THE FIRST EPISTLE OF PAUL THE APOSTLE TO THE CORINTHIANS - Chapter 12 - Verse 15
Verse 15. If the foot shall say, etc. The same figure and
illustration which Paul here uses occurs also in heathen writers. It
occurs in the apologue which was used by Menenius Agrippa, as related
by Livy, (lib. ii. cap. 32,) in which he attempted to repress a
rebellion which had been excited against the nobles and senators, as
useless and cumbersome to the state. Menenius, in order to show the
folly of this, represents the different members of the body as
conspiring against the stomach, as being inactive, and as refusing to
labour, and consuming everything. The consequence of the conspiracy
which the feet, and hands, and mouth entered into, was a universal
wasting away of the whole frame, for want of the nutriment which would
have been supplied from the stomach.

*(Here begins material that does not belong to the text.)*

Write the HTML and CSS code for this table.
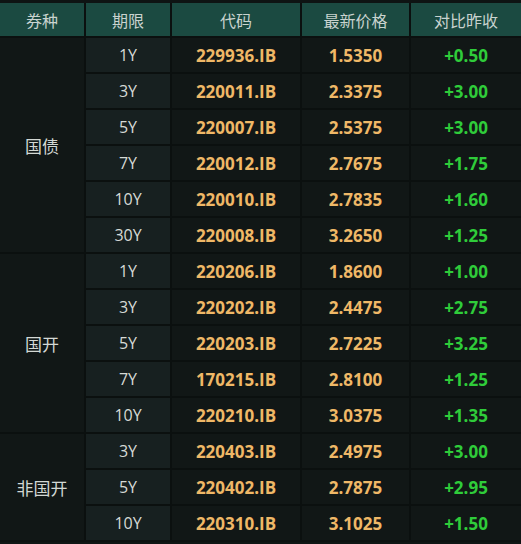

Thus he argued it would be
by the conspiracy against the nobles, as being inactive, and as
consuming all things. The representation had the desired effect, and
quelled the rebellion. The same figure is used also by AEsop. The
idea here is, that as the foot and the ear could not pretend that they
were not parts of the body, and even not important, because they
were not the eye, etc., that is, were not more honourable parts of
the body, so no Christian, however humble his endowments, could
pretend that he was useless because he was not more highly gifted,
and did not occupy a more elevated rank.